И тем не менее я ощущал нечто родственное в теплой атмосфере этого дома — пусть даже с момента возвращения из Индии дом этот становился ареной самых моих разнузданных фантазий. А теперь сокрушенный дух хозяина этого дома, который столь сострадательным образом поселился в моей душе, позволил мне не только подняться с места и пройти на кухню, не спрашивая разрешения на то, чтобы налить себе стакан воды, но даже двинуться дальше и пройти в спальню, где я провел курс вакцинации Лазару и его жене, перед тем как отправиться в Индию. А кроме того Дори, которая без колебаний вторглась в спальню чужого дома в Лондоне, вряд ли была бы вправе упрекнуть меня за то, что я, как загипнотизированный, стою на пороге ее большой элегантной спальни, где мягкий осенний свет заходящего солнца окрашивал в багровые тона большое окно и высвечивал предметы женского туалета, небрежно разбросанные на кровати, кресле и стульях, смягчая впечатление некоторого хаоса, который, без сомнения, привел бы в ярость Лазара…
И в этот момент я едва не подпрыгнул, ощутив легкое прикосновение к моей спине. Это был Хишин. Его стройная фигура показалась мне еще более похудевшей за последние дни, маленькие его глаза казались усталыми и налились кровью. Хотел ли он тоже увидеть здесь нечто или просто проследовал за мной? Он стоял совсем рядом и, подобно мне, взирал на царивший повсюду беспорядок, произведенный растерявшейся, а может и чем-то разгневанной вдовой.

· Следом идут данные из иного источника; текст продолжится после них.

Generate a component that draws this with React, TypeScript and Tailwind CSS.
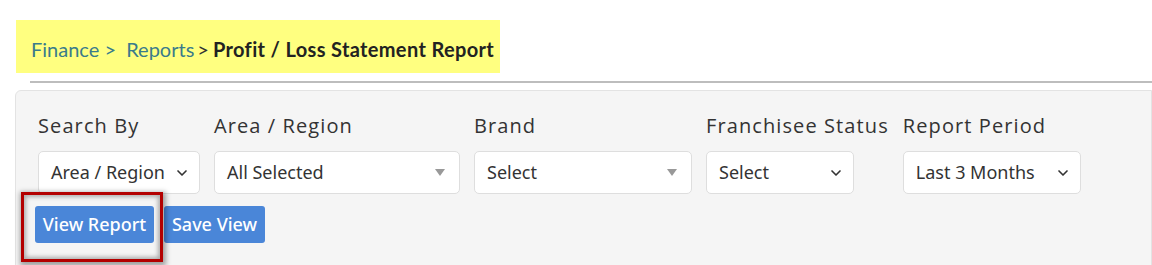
import React from "react";
import { ChevronDown } from "lucide-react";

const labelFont = { fontFamily: '"Open Sans", "Liberation Sans", sans-serif' };

interface FieldProps {
  label: string;
  value: string;
  width: string;
  kind: "native" | "multi";
}

const Field: React.FC<FieldProps> = ({ label, value, width, kind }) => (
  <div className="flex flex-col">
    <label className="text-[20px] leading-[24px] tracking-[1.1px] text-[#333] font-normal whitespace-nowrap mb-[13px]">
      {label}
    </label>
    <div
      className={`${width} h-[43px] bg-white border border-[#dedede] rounded-[5px] flex items-center justify-between pl-[12px] pr-[9px] font-['Noto_Sans',sans-serif] text-[18px] text-[#333]`}
    >
      <span className="whitespace-nowrap">{value}</span>
      {kind === "native" ? (
        <ChevronDown className="w-[16px] h-[16px] text-[#333]" strokeWidth={2.5} />
      ) : (
        <span className="w-0 h-0 border-l-[5px] border-r-[5px] border-t-[7px] border-l-transparent border-r-transparent border-t-[#999] mr-[5px]" />
      )}
    </div>
  </div>
);

export default function App() {
  return (
    <div className="w-[1152px] h-[265px] bg-white overflow-hidden relative">
      {/* Breadcrumb */}
      <div className="pt-[20px] pl-[16px]">
        <div className="inline-flex items-end w-[484px] h-[53px] bg-[#ffff80] pl-[15px] pb-[9px] font-['Lato',sans-serif] text-[20px]">
          <span className="text-[#3a7b8b]">Finance &gt;&nbsp;&nbsp;Reports</span>
          <span className="text-[#333] ml-[3px]">&gt;</span>
          <span className="font-bold text-[#222] ml-[4px] tracking-[0.35px]">Profit / Loss Statement Report</span>
        </div>
      </div>
      <div className="ml-[30px] mt-[8px] h-[2px] bg-[#bdbdbd]" />

      {/* Filter panel */}
      <div
        className="ml-[15px] mt-[7px] h-[200px] bg-[#f5f5f5] border border-[#e3e3e3] rounded-tl-[6px] pt-[23px] pl-[22px]"
        style={labelFont}
      >
        <div className="flex gap-[14px]">
          <Field label="Search By" value="Area / Region" width="w-[162px]" kind="native" />
          <Field label="Area / Region" value="All Selected" width="w-[246px]" kind="multi" />
          <Field label="Brand" value="Select" width="w-[218px]" kind="multi" />
          <Field label="Franchisee Status" value="Select" width="w-[148px]" kind="native" />
          <Field label="Report Period" value="Last 3 Months" width="w-[178px]" kind="native" />
        </div>
        <div className="flex gap-[10px] mt-[12px] -ml-[3px] font-['Noto_Sans',sans-serif] text-[18px] font-medium">
          <div className="relative">
            <button className="h-[37px] w-[119px] bg-[#4a86d8] text-white rounded-[3px]">View Report</button>
            <div className="absolute -left-[14px] -top-[14px] w-[142px] h-[70px] border-[3px] border-[#b30000] shadow-[1px_2px_5px_2px_rgba(0,0,0,0.35),inset_0_0_4px_2px_rgba(0,0,0,0.3)] pointer-events-none" />
          </div>
          <button className="h-[37px] w-[101px] bg-[#4a86d8] text-white rounded-[3px]">Save View</button>
        </div>
      </div>
    </div>
  );
}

— Были ли вы здесь когда-нибудь раньше? — вдруг задал он мне изумивший меня вопрос.
— Когда-то давным-давно, — ответил я, чувствуя, что начинаю краснеть. — Накануне нашего путешествия в Индию. — И тут же я понял, что он имел в виду не квартиру, а эту спальню, а потому без перерыва продолжил: — Именно здесь я сделал им необходимые для поездки в Индию прививки.
Он покивал головой. Было что-то глубоко трогательное в том внимании, с которым он относился ко мне. Несмотря на смерть Лазара и глубочайшую пропасть в общественном статусе между нами, я ощущал существование чего-то, чему я не знал названия и что относилось не к самой медицине, а, скорее, к врачебной этике, и это что-то, не имевшее названия, странным образом связывало нас. Но поскольку я никогда ранее не видел его таким… уязвимым, что ли, я решил избегать всего, что могло бы затрагивать его уверенность в себе, напоминая о произошедшей трагедии, которую никто не сумел предотвратить. Но один вопрос интересовал меня настолько глубоко, что я не мог сдержать себя и спросил Хишина напрямик:
— А профессор Адлер, проводивший операцию, — что он думает по поводу всего происшедшего?
— Бума? — с яростью переспросил Хишин. — Что думает Бума? Да он в тот же день улетел за границу и вернется не раньше следующей недели. Он ничего и ни о чем не знает. Но что, Бенци, он может сказать нам? Чего мы не знали бы сами? Вы-то уж знаете, что вентрикулярная тахикардия никак не связана с операцией, которая происходила на твоих глазах.
Теплая волна счастья взмыла во мне от этих, произнесенных великим Хишиным, слов — ведь он подтвердил мой диагноз, который одним этим фактом обрел абсолютную непререкаемость. Окрыленный этим неожиданным триумфом, я продолжал стоять в спальне, внезапно утонувшей в розоватых тенях, которые накрыли, поглотили хаос, оставленный отчаявшейся женщиной, которую я так безнадежно любил. И я решил хоть чем-то приободрить Хишина, который, пусть и не захотел найти для меня места в своем отделении, предпочтя моего соперника, тем не менее рекомендовал меня как «идеального человека» для поездки в Индию. Мог ли я об этом не помнить! И я начал превозносить надгробную речь, произнесенную им на кладбище.
— Ваше прощальное слово было потрясающим, — сказал я, — если это выражение является приемлемым в данном случае.
Он закрыл глаза и скромно склонил голову в знак благодарности и признательности, как если бы при этом прислушивался к топоту людей, непрерывно входивших и выходивших через наружную дверь. Хотя он и получил массу комплиментов за свою речь, мой отзыв — я видел это — был ему приятен.